I dont think he was really attacking you, but rather trying to illustrate the urgency and priority of the guys sittin on the floor.. Im sure that theres enough clearance for them to place them on the ground with confidence. Plus the higher end lens' front elements typically dont move at all so no worry of it creepin or anything. Even still, Id be much more at ease with a nice hood on them


----------



## GeneralBenson (Jun 18, 2010)

Sorry if you thought I was trying to be insulting.  I was just responding to what you said.



Reese's PB Luver said:


> Yeah, and I guess they know not to do that, but still, I wouldn't do that with my glass. If I have to put one of my lenses down face-first, I put the lens cap on it first.



If that's what you do, and what ever kind of shooting you do and at whatever level you shoot it at, allows for that... then that's great.  When I have the time, I do the same thing, and I'm sure most of the people in that photo would as well.  I was merely stating in contrast to what you said, that in some situations, like quick action, pro photography, there isn't time for that, and that most pro will willingly put there gear in lower priority than 'the shot'.


----------



## bigtwinky (Jun 18, 2010)

Reese's PB Luver said:


> GeneralBenson said:
> 
> 
> > That can be done perfectly safely, as long as you're paying attention.

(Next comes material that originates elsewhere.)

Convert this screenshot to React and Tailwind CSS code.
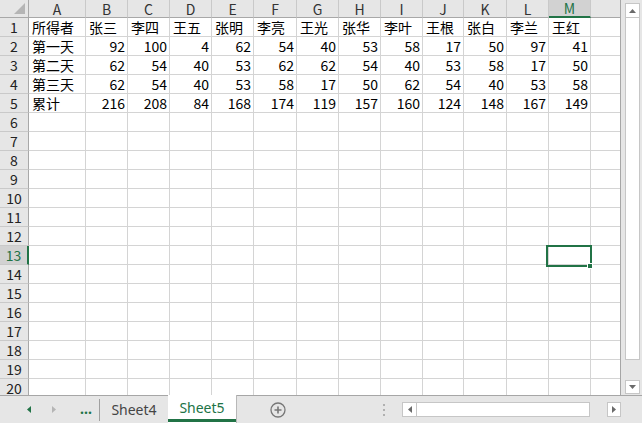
import React from "react";

const COLS = ["A", "B", "C", "D", "E", "F", "G", "H", "I", "J", "K", "L", "M"];
const WIDTHS = ["w-[57px]", "w-[42px]", "w-[42px]", "w-[42px]", "w-[42px]", "w-[43px]", "w-[42px]", "w-[42px]", "w-[42px]", "w-[41px]", "w-[43px]", "w-[42px]", "w-[42px]"];

const DATA = [
  ["所得者", "张三", "李四", "王五", "张明", "李亮", "王光", "张华", "李叶", "王根", "张白", "李兰", "王红"],
  ["第一天", 92, 100, 4, 62, 54, 40, 53, 58, 17, 50, 97, 41],
  ["第二天", 62, 54, 40, 53, 62, 62, 54, 40, 53, 58, 17, 50],
  ["第三天", 62, 54, 40, 53, 58, 17, 50, 62, 54, 40, 53, 58],
  ["累计", 216, 208, 84, 168, 174, 119, 157, 160, 124, 148, 167, 149],
];

const ROWS = Array.from({ length: 20 }, (_, i) => i + 1);

const font = { fontFamily: '"Noto Sans CJK SC", "Noto Sans", sans-serif' };

function ColumnHeader() {
  return (
    <div className="flex h-[18px] shrink-0">
      <div className="relative w-[29px] h-full border-r border-b border-[#a8a8a8] bg-[#e6e6e6]">
        <svg className="absolute right-[3px] bottom-[3px]" width="11" height="11" viewBox="0 0 11 11">
          <polygon points="11,0 11,11 0,11" fill="#b5b5b5" />
        </svg>
      </div>
      {COLS.map((c, i) => {
        const active = c === "M";
        return (
          <div
            key={c}
            className={`${WIDTHS[i]} h-full flex items-center justify-center text-[14px] border-r border-[#c9c9c9] ${
              active
                ? "bg-[#d2d2d2] text-[#217346] leading-[15px] border-b-2 border-b-[#217346]"
                : "bg-[#e6e6e6] text-[#333] leading-[16px] border-b border-b-[#a8a8a8]"
            }`}
          >
            {c}
          </div>
        );
      })}
      <div className="flex-1 h-full bg-[#e6e6e6] border-b border-[#a8a8a8]" />
    </div>
  );
}

function Row({ n }) {
  const values = DATA[n - 1];
  const active = n === 13;
  return (
    <div className="flex h-[19px] shrink-0">
      <div
        className={`w-[29px] h-full flex items-center justify-center text-[14px] leading-[18px] border-b border-b-[#c9c9c9] ${
          active
            ? "bg-[#d2d2d2] text-[#217346] border-r-2 border-r-[#217346]"
            : "bg-[#e6e6e6] text-[#222] border-r border-r-[#a8a8a8]"
        }`}
      >
        {n}
      </div>
      {COLS.map((c, i) => {
        const v = values ? values[i] : "";
        const isNum = typeof v === "number";
        return (
          <div
            key={c}
            className={`${WIDTHS[i]} h-full flex items-center border-r border-b border-[#d4d4d4] text-[14px] leading-[18px] text-black whitespace-nowrap ${
              isNum ? "justify-end pr-[2px]" : "justify-start pl-[3px]"
            }`}
          >
            {v}
          </div>
        );
      })}
      <div className="flex-1 h-full border-b border-[#d4d4d4]" />
    </div>
  );
}

function Arrow({ dir, color = "#6a6a6a" }) {
  const pts = {
    up: "0,4 7,4 3.5,0",
    down: "0,0 7,0 3.5,4",
    left: "4,0 4,7 0,3.5",
    right: "0,0 0,7 4,3.5",
  }[dir];
  const vertical = dir === "up" || dir === "down";
  return (
    <svg width={vertical ? 7 : 4} height={vertical ? 4 : 7} viewBox={vertical ? "0 0 7 4" : "0 0 4 7"}>
      <polygon points={pts} fill={color} />
    </svg>
  );
}

function VerticalScroll() {
  return (
    <div className="w-[21px] h-full bg-[#e6e6e6] flex flex-col items-center pt-[3px] pl-[1px]">
      <div className="w-[15px] h-[15px] bg-white border border-[#c6c6c6] flex items-center justify-center">
        <Arrow dir="up" />
      </div>
      <div className="w-[15px] h-[342px] bg-white border border-[#c6c6c6] border-t-0" />
      <div className="flex-1" />
      <div className="w-[15px] h-[14px] mb-px bg-white border border-[#c6c6c6] flex items-center justify-center">
        <Arrow dir="down" />
      </div>
    </div>
  );
}

function TabBar() {
  return (
    <div className="flex h-[28px] shrink-0 bg-[#e6e6e6] border-t border-[#a6a6a6] items-center" style={{ fontFamily: '"Noto Sans", sans-serif' }}>
      <div className="w-[21px]" />
      <div className="w-[16px] flex justify-center">
        <Arrow dir="left" color="#217346" />
      </div>
      <div className="w-[24px] flex justify-center pl-[10px]">
        <Arrow dir="right" color="#b5b5b5" />
      </div>
      <div className="w-[38px] flex justify-center text-[#217346] font-bold text-[14px] leading-none pb-[2px] pl-[12px]">...</div>
      <div className="w-px h-[22px] bg-[#a0a0a0]" />
      <div className="w-[68px] h-full flex items-center justify-center text-[14px] leading-[18px] text-[#444]">Sheet4</div>
      <div className="w-[69px] h-[29px] -mt-px self-start bg-white border-r border-[#b8b8b8] flex flex-col">
        <div className="flex-1 flex items-center justify-center text-[14px] leading-[18px] text-[#217346] pt-[2px]">Sheet5</div>
        <div className="h-[3px] bg-[#217346] mb-[2px]" />
      </div>
      <div className="w-[82px] flex justify-center">
        <svg width="16" height="16" viewBox="0 0 16 16">
          <circle cx="8" cy="8" r="7" fill="none" stroke="#777" strokeWidth="1.3" />
          <path d="M8 4.5v7M4.5 8h7" stroke="#777" strokeWidth="1.6" />
        </svg>
      </div>
      <div className="w-[58px]" />
      <div className="w-[14px] flex flex-col items-center gap-[3px]">
        <div className="w-[2px] h-[2px] bg-[#b0b0b0]" />
        <div className="w-[2px] h-[2px] bg-[#b0b0b0]" />
        <div className="w-[2px] h-[2px] bg-[#b0b0b0]" />
      </div>
      <div className="w-[11px]" />
      <div className="flex h-[15px] self-start mt-[6px]">
        <div className="w-[15px] h-full bg-white border border-[#c6c6c6] flex items-center justify-center">
          <Arrow dir="left" />
        </div>
        <div className="w-[173px] h-full bg-white border border-[#c6c6c6] border-l-0" />
        <div className="w-[17px]" />
        <div className="w-[14px] h-full bg-white border border-[#c6c6c6] flex items-center justify-center">
          <Arrow dir="right" />
        </div>
      </div>
    </div>
  );
}

export default function App() {
  return (
    <div className="w-[642px] h-[423px] flex flex-col overflow-hidden bg-[#e6e6e6]" style={font}>
      <div className="flex h-[395px] shrink-0">
        <div className="relative w-[621px] h-full bg-white border-r border-[#a6a6a6] overflow-hidden flex flex-col">
          <ColumnHeader />
          {ROWS.map((n) => (
            <Row key={n} n={n} />
          ))}
          {/* selected cell M13 */}
          <div className="absolute left-[546px] top-[245px] w-[46px] h-[22px] border-2 border-[#217346]" />
          <div className="absolute left-[587px] top-[263px] w-[6px] h-[6px] bg-[#217346] border border-white" />
        </div>
        <VerticalScroll />
      </div>
      <TabBar />
    </div>
  );
}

I do it all the time. Front elemtns are surprisingly tough. These photographers don't have time to be messing around with lens caps, and they need to be switching back and forth very quickly from one camera to the other. Part of being a professional is acknowledging that protecting your equipment is secondary to getting the shot and doing you job. Being anal about caring for you gear is a luxury that professionals all too often don't have time for.
> ...


 
Holy in need of valium batman!


----------



## wgp1987 (Jun 20, 2010)

Shooting at an nba game is very,very tough. I had what is practically floor seats at a nets game and only brought my 24-105 f4 (after arguing with the retard at the gate that my lens has less zoom then a 5x zoom camera lol) and i had a horrible time getting decent shots. The main thing is that the lighting is so poor so you mainly have to shoot wide open which really sucks. I dont remember my exif data but i think i was shooting f4,1/200/iso1600 and was doing ok. You can check out my flickr at Flickr: WGP Photo's Photostream ..... i have what i thought is my best shots from that night on there. Being as close as i was (10ft further back than the togs on the wood) I still had to crop almost 50% on all my shots to get the composition i desired. Heres a photo i liked that was decently close up, enjoy!








BTW... i wanted only the ref in focus, thought it was a cool shot


----------



## Derrel (Jun 20, 2010)

Most of the newer pro lenses like Nikon's 300/2.8 and 200 f/2 VR have rubber impact "lips" around the front ring...because placing a camera/lens combo lens-down is one of the most practical ways to put the doggone thing down indoors. It looks like the Canon 200/2 L-IS has the same type of rubberized impact ring as the similar Nikon lenses.

The front elements are 1/2 inch or so behind the edge of the front rings' rubber.


----------



## table1349 (Jun 20, 2010)

Derrel said:


> Most of the newer pro lenses like Nikon's 300/2.8 and 200 f/2 VR have rubber impact "lips" around the front ring...because placing a camera/lens combo lens-down is one of the most practical ways to put the doggone thing down indoors. *It looks like the Canon 200/2 L-IS has the same type of rubberized impact ring as the similar Nikon lenses.*
> 
> The front elements are 1/2 inch or so behind the edge of the front rings' rubber.



It does and I do the same thing.  The front elements are like Darrel stated, back behind the front element ring.  I have yet to mess up a lens shooting from the floor on the baseline by putting it down on the lens.


----------